■ **Data block**:
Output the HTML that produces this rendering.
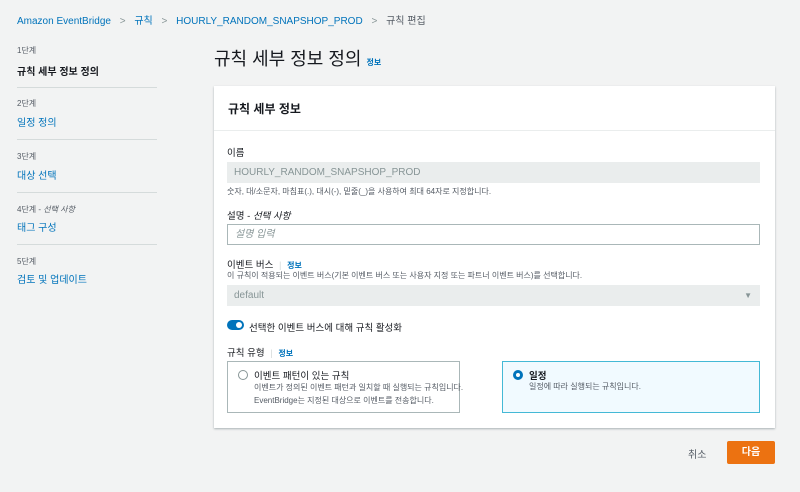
<!DOCTYPE html>
<html><head><meta charset="utf-8"><style>
*{box-sizing:border-box;margin:0;padding:0}
body{width:800px;height:492px;background:#f2f3f3;font-family:"Liberation Sans","Noto Sans CJK KR",sans-serif;color:#16191f;position:relative;overflow:hidden}
.a{position:absolute;white-space:nowrap}
.blue{color:#0073bb}
.s{font-size:9px;color:#545b64}
.hr{position:absolute;left:17px;width:140px;height:1px;background:#d5dbdb}
.inp{position:absolute;left:227px;width:533px;height:21px;font-size:10px;padding:0 7px;line-height:21px}
.card{position:absolute;top:361px;height:52px;border:1px solid #aab7b8;background:#fff}
</style></head><body>
<div class="a blue" style="left:17px;top:12px;font-size:10px">Amazon EventBridge <span style="color:#879596;margin:0 6px">&gt;</span> 규칙 <span style="color:#879596;margin:0 6px">&gt;</span> HOURLY_RANDOM_SNAPSHOP_PROD <span style="color:#879596;margin:0 6px">&gt;</span> <span style="color:#545b64">규칙 편집</span></div>
<div class="a s" style="left:17px;top:45px;font-size:8px">1단계</div>
<div class="a" style="left:17px;top:63px;font-size:10px;font-weight:bold">규칙 세부 정보 정의</div>
<div class="hr" style="top:87px"></div>
<div class="a s" style="left:17px;top:98px;font-size:8px">2단계</div>
<div class="a blue" style="left:17px;top:114px;font-size:10px">일정 정의</div>
<div class="hr" style="top:139px"></div>
<div class="a s" style="left:17px;top:151px;font-size:8px">3단계</div>
<div class="a blue" style="left:17px;top:167px;font-size:10px">대상 선택</div>
<div class="hr" style="top:192px"></div>
<div class="a s" style="left:17px;top:204px;font-size:8px">4단계 - <i>선택 사항</i></div>
<div class="a blue" style="left:17px;top:219px;font-size:10px">태그 구성</div>
<div class="hr" style="top:244px"></div>
<div class="a s" style="left:17px;top:256px;font-size:8px">5단계</div>
<div class="a blue" style="left:17px;top:271px;font-size:10px">검토 및 업데이트</div>

<div class="a" style="left:214px;top:45px;font-size:18px">규칙 세부 정보 정의 <span class="blue" style="font-size:8px;font-weight:bold">정보</span></div>
<div style="position:absolute;left:214px;top:86px;width:561px;height:342px;background:#fff;box-shadow:0 1px 2px rgba(0,28,36,.3)"></div>
<div style="position:absolute;left:214px;top:130px;width:561px;height:1px;background:#eaeded"></div>
<div class="a" style="left:228px;top:100px;font-size:12px;font-weight:bold">규칙 세부 정보</div>

<div class="a" style="left:227px;top:145px;font-size:9.5px">이름</div>
<div class="inp" style="top:162px;background:#eaeded;color:#879596">HOURLY_RANDOM_SNAPSHOP_PROD</div>
<div class="a s" style="left:227px;top:186px;font-size:8px">숫자, 대/소문자, 마침표(.), 대시(-), 밑줄(_)을 사용하여 최대 64자로 지정합니다.</div>
<div class="a" style="left:227px;top:208px;font-size:9.5px">설명 - <i>선택 사항</i></div>
<div class="inp" style="top:224px;border:1px solid #aab7b8;color:#879596;font-style:italic;line-height:19px">설명 입력</div>
<div class="a" style="left:227px;top:257px;font-size:9.5px">이벤트 버스 <span style="color:#d5dbdb;margin:0 3px">|</span> <span class="blue" style="font-size:8px;font-weight:bold">정보</span></div>
<div class="a s" style="left:227px;top:270px;font-size:8px">이 규칙이 적용되는 이벤트 버스(기본 이벤트 버스 또는 사용자 지정 또는 파트너 이벤트 버스)를 선택합니다.</div>
<div class="inp" style="top:285px;background:#eaeded;color:#879596">default<span style="position:absolute;right:8px;font-size:8px">▼</span></div>
<div style="position:absolute;left:227px;top:320px;width:17px;height:10px;border-radius:5px;background:#0073bb"><div style="position:absolute;right:2px;top:2px;width:6px;height:6px;border-radius:50%;background:#fff"></div></div>
<div class="a" style="left:249px;top:320px;font-size:9.5px">선택한 이벤트 버스에 대해 규칙 활성화</div>
<div class="a" style="left:227px;top:345px;font-size:9.5px">규칙 유형 <span style="color:#d5dbdb;margin:0 3px">|</span> <span class="blue" style="font-size:8px;font-weight:bold">정보</span></div>
<div class="card" style="left:227px;width:233px">
<div style="position:absolute;left:10px;top:8px;width:10px;height:10px;border:1px solid #879596;border-radius:50%"></div>
<div class="a" style="left:26px;top:6px;font-size:9.5px">이벤트 패턴이 있는 규칙</div>
<div class="a s" style="left:26px;top:19px;font-size:8px;line-height:13px">이벤트가 정의된 이벤트 패턴과 일치할 때 실행되는 규칙입니다.<br>EventBridge는 지정된 대상으로 이벤트를 전송합니다.</div>
</div>
<div class="card" style="left:502px;width:258px;border-color:#44b9d6;background:#f1faff">
<div style="position:absolute;left:10px;top:8px;width:10px;height:10px;border:3px solid #0073bb;border-radius:50%;background:#fff"></div>
<div class="a" style="left:26px;top:6px;font-size:9.5px;font-weight:bold">일정</div>
<div class="a s" style="left:26px;top:19px;font-size:8px">일정에 따라 실행되는 규칙입니다.</div>
</div>
<div class="a" style="left:688px;top:446px;font-size:10px;color:#545b64">취소</div>
<div style="position:absolute;left:727px;top:441px;width:48px;height:23px;background:#ec7211;color:#fff;font-size:10px;font-weight:bold;text-align:center;line-height:23px;border-radius:2px">다음</div>
</body></html>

■ **Exercise task**: Copy out the listing exactly as it stands, but not the pictures.

■ **Correct answer**:
Output the HTML that produces this rendering.
<!DOCTYPE html>
<html><head><meta charset="utf-8"><style>
*{box-sizing:border-box;margin:0;padding:0}
body{width:800px;height:492px;background:#f2f3f3;font-family:"Liberation Sans","Noto Sans CJK KR",sans-serif;color:#16191f;position:relative;overflow:hidden}
.a{position:absolute;white-space:nowrap}
.blue{color:#0073bb}
.s{font-size:9px;color:#545b64}
.hr{position:absolute;left:17px;width:140px;height:1px;background:#d5dbdb}
.inp{position:absolute;left:227px;width:533px;height:21px;font-size:10px;padding:0 7px;line-height:21px}
.card{position:absolute;top:361px;height:52px;border:1px solid #aab7b8;background:#fff}
</style></head><body>
<div class="a blue" style="left:17px;top:12px;font-size:10px">Amazon EventBridge <span style="color:#879596;margin:0 6px">&gt;</span> 규칙 <span style="color:#879596;margin:0 6px">&gt;</span> HOURLY_RANDOM_SNAPSHOP_PROD <span style="color:#879596;margin:0 6px">&gt;</span> <span style="color:#545b64">규칙 편집</span></div>
<div class="a s" style="left:17px;top:45px;font-size:8px">1단계</div>
<div class="a" style="left:17px;top:63px;font-size:10px;font-weight:bold">규칙 세부 정보 정의</div>
<div class="hr" style="top:87px"></div>
<div class="a s" style="left:17px;top:98px;font-size:8px">2단계</div>
<div class="a blue" style="left:17px;top:114px;font-size:10px">일정 정의</div>
<div class="hr" style="top:139px"></div>
<div class="a s" style="left:17px;top:151px;font-size:8px">3단계</div>
<div class="a blue" style="left:17px;top:167px;font-size:10px">대상 선택</div>
<div class="hr" style="top:192px"></div>
<div class="a s" style="left:17px;top:204px;font-size:8px">4단계 - <i>선택 사항</i></div>
<div class="a blue" style="left:17px;top:219px;font-size:10px">태그 구성</div>
<div class="hr" style="top:244px"></div>
<div class="a s" style="left:17px;top:256px;font-size:8px">5단계</div>
<div class="a blue" style="left:17px;top:271px;font-size:10px">검토 및 업데이트</div>

<div class="a" style="left:214px;top:45px;font-size:18px">규칙 세부 정보 정의 <span class="blue" style="font-size:8px;font-weight:bold">정보</span></div>
<div style="position:absolute;left:214px;top:86px;width:561px;height:342px;background:#fff;box-shadow:0 1px 2px rgba(0,28,36,.3)"></div>
<div style="position:absolute;left:214px;top:130px;width:561px;height:1px;background:#eaeded"></div>
<div class="a" style="left:228px;top:100px;font-size:12px;font-weight:bold">규칙 세부 정보</div>

<div class="a" style="left:227px;top:145px;font-size:9.5px">이름</div>
<div class="inp" style="top:162px;background:#eaeded;color:#879596">HOURLY_RANDOM_SNAPSHOP_PROD</div>
<div class="a s" style="left:227px;top:186px;font-size:8px">숫자, 대/소문자, 마침표(.), 대시(-), 밑줄(_)을 사용하여 최대 64자로 지정합니다.</div>
<div class="a" style="left:227px;top:208px;font-size:9.5px">설명 - <i>선택 사항</i></div>
<div class="inp" style="top:224px;border:1px solid #aab7b8;color:#879596;font-style:italic;line-height:19px">설명 입력</div>
<div class="a" style="left:227px;top:257px;font-size:9.5px">이벤트 버스 <span style="color:#d5dbdb;margin:0 3px">|</span> <span class="blue" style="font-size:8px;font-weight:bold">정보</span></div>
<div class="a s" style="left:227px;top:270px;font-size:8px">이 규칙이 적용되는 이벤트 버스(기본 이벤트 버스 또는 사용자 지정 또는 파트너 이벤트 버스)를 선택합니다.</div>
<div class="inp" style="top:285px;background:#eaeded;color:#879596">default<span style="position:absolute;right:8px;font-size:8px">▼</span></div>
<div style="position:absolute;left:227px;top:320px;width:17px;height:10px;border-radius:5px;background:#0073bb"><div style="position:absolute;right:2px;top:2px;width:6px;height:6px;border-radius:50%;background:#fff"></div></div>
<div class="a" style="left:249px;top:320px;font-size:9.5px">선택한 이벤트 버스에 대해 규칙 활성화</div>
<div class="a" style="left:227px;top:345px;font-size:9.5px">규칙 유형 <span style="color:#d5dbdb;margin:0 3px">|</span> <span class="blue" style="font-size:8px;font-weight:bold">정보</span></div>
<div class="card" style="left:227px;width:233px">
<div style="position:absolute;left:10px;top:8px;width:10px;height:10px;border:1px solid #879596;border-radius:50%"></div>
<div class="a" style="left:26px;top:6px;font-size:9.5px">이벤트 패턴이 있는 규칙</div>
<div class="a s" style="left:26px;top:19px;font-size:8px;line-height:13px">이벤트가 정의된 이벤트 패턴과 일치할 때 실행되는 규칙입니다.<br>EventBridge는 지정된 대상으로 이벤트를 전송합니다.</div>
</div>
<div class="card" style="left:502px;width:258px;border-color:#44b9d6;background:#f1faff">
<div style="position:absolute;left:10px;top:8px;width:10px;height:10px;border:3px solid #0073bb;border-radius:50%;background:#fff"></div>
<div class="a" style="left:26px;top:6px;font-size:9.5px;font-weight:bold">일정</div>
<div class="a s" style="left:26px;top:19px;font-size:8px">일정에 따라 실행되는 규칙입니다.</div>
</div>
<div class="a" style="left:688px;top:446px;font-size:10px;color:#545b64">취소</div>
<div style="position:absolute;left:727px;top:441px;width:48px;height:23px;background:#ec7211;color:#fff;font-size:10px;font-weight:bold;text-align:center;line-height:23px;border-radius:2px">다음</div>
</body></html>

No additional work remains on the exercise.